(Changing the subject and flushing most of the CCs including the IESG. They
will probably read it anyway.)
As the other co-author of 2434, I want to point out that the term "IESG
Approval" was not invented by 2434.
In fact, a simple-minded grep for "iesg approval" shows that RFC 2048, the
first MIME registration procedures, was the first to use it, 2 years
earlier; that only shows where I cribbed the term from, I guess.
Quote from 2048:
2.3.2. IESG Approval
Media types registered in the IETF tree must be submitted to the
IESG for approval.
(Historical note: This document replaced RFC 1590, which did not specify a
role for the IESG. 1590 was, AFAIK, done without IETF discussion. The
change in procedure in 2048 was definitely done with IETF discussion.
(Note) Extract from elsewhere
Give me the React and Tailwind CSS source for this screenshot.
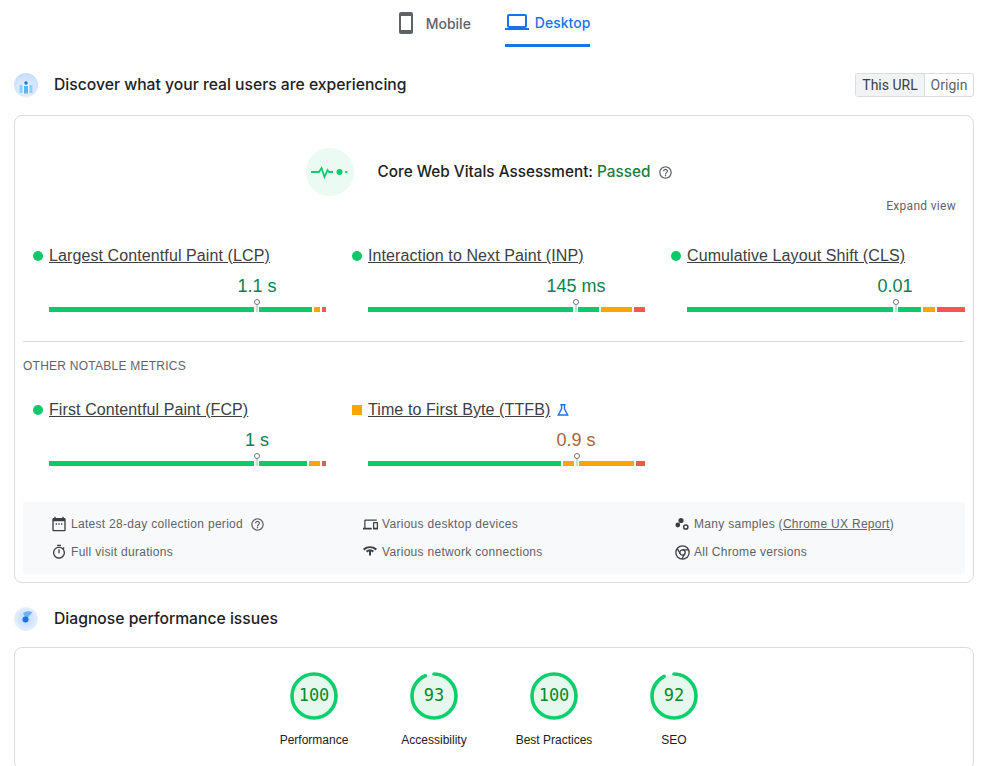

Times
change.)
In keeping with the general tendency to let things be handled by others
when they can be handled by others, I think changing requirements from
"IESG approval" to "Expert Review" is a Fine Thing (and think that the IESG
should have the right to do that on its own, even when documents say "IESG
approval").
But I like the text describing the "IESG approval" part in 2434 just the
way it is.
What *I* would like to add is more guidance on how to write IANA sections
where you have multiple ways to register something; I dislike sentences
like this one:
assignments .... follow an Expert Review, IESG Approval or
Standards Action process.
because it does not show what the normal procedure is expected to be, or
what is a reason to choose one and not the other.